有一回,我又碰到了陈姐的丈夫。他看到我,眼光有点闪缩,似乎想跟我说些甚么,但只是嘴唇蠕动,却说不出话,终是不好意思的转身,避开我,走了。我猜想,陈姐回家,是把我的好对他说了,这使得他有所感悟,感到那次大骂我,实在不该了,因而心怀歉疚,但又不知怎对我表达吧?其实,我对他从来都是笑脸相待的,并不因为有了那次骂而有所改变。
过了一段时间之后,我联络不上陈姐;再过一段时间,我发觉大厦清洁工换了人,是陈姐夫妇不干了。
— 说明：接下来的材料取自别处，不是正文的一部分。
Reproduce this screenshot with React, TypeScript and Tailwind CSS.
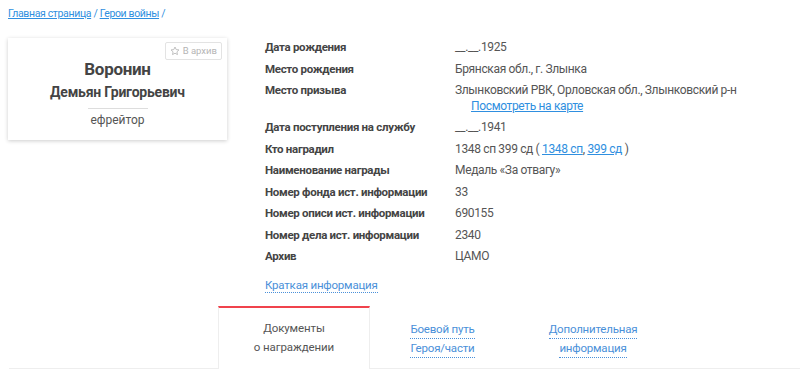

我不知道发生了甚么事?
过了好些日子,有一天早晨,在大厦旁的一个小公园里,我偶遇到了陈姐;她正一拐一拐的走在一条小道上。我跟她打了招呼,笑问怎不干清洁工了,是否中六合彩发达了?她抽起一边裤管,指着小腿,说她跌倒这小腿骨折断了,做不来了。我看那小腿,留下一条长疤痕,还带着红肿,不免一怔,原来她出事了,于是忙要她保重。接着我说,没收入了,生活还过得好吗?她苦笑着说,就是难了。我说,子女总会接济点吧?她又是苦笑,子要养子啰!我明白,那意思就是子女可指望不了。我想了想说,那你先生呢,怎也不干了?她咳了声说,我不干了,他也干不了了,一个没用的男人!我怎么也想不到,那个挺会骂人的大汉,在他妻子的眼里,居然是个没用的男人!我倒笑了,说,是你宠着他吧?她一再表示,真的,一个没用的男人!我无语了。停了停,我说,也不必慌,在香港饿不死人,想想总是有办法的。再谈几句,我们也就分手了。临别时,我说,请代我问候你的先生!她苦笑着,一拐一拐的走了。
又过了一些日子,我到楼下隔邻的超级市场去买东西。在邻座大厦的大堂里,我又见到了陈姐。她一手拿着扫把,另一手提着垃圾铲,正在打扫地面;显然的,她又从事清洁的工作了。我跟她打招呼;她便停了手上的活。我笑着说,脚好了,又干上了?她也笑着,还不全好,没办法呀!她的话包涵着多层意思。我问,那你先生也出来干了吧?她答,还是不干,一个没用的男人!我顿间对陈姐肃然起敬;她一个女人,挑着一头家!
有一次,我家买一部新电视机,换出的旧机是可以卖钱的,我便特意过去找陈姐,问她要不要;她说,脚痛,拿不动,不要了。她辞掉拾荒婆一职,不拾荒了,可喜,还是无可奈何?我惦念着陈姐,此后我每到超级市场买东西,都要瞄一瞄那大堂,看她在不在,盼见着她打声招呼。
陈姐终究离不开清洁工,不拾荒可仍要拾垃圾,这攸关生计,随意不得了;我不知道她的清洁工,还要干多久日子?他日,她是否还是要沦为在街道上的、躬身蹒跚地推着手推车缓慢而行的、见破烂即拾的拾荒婆呢?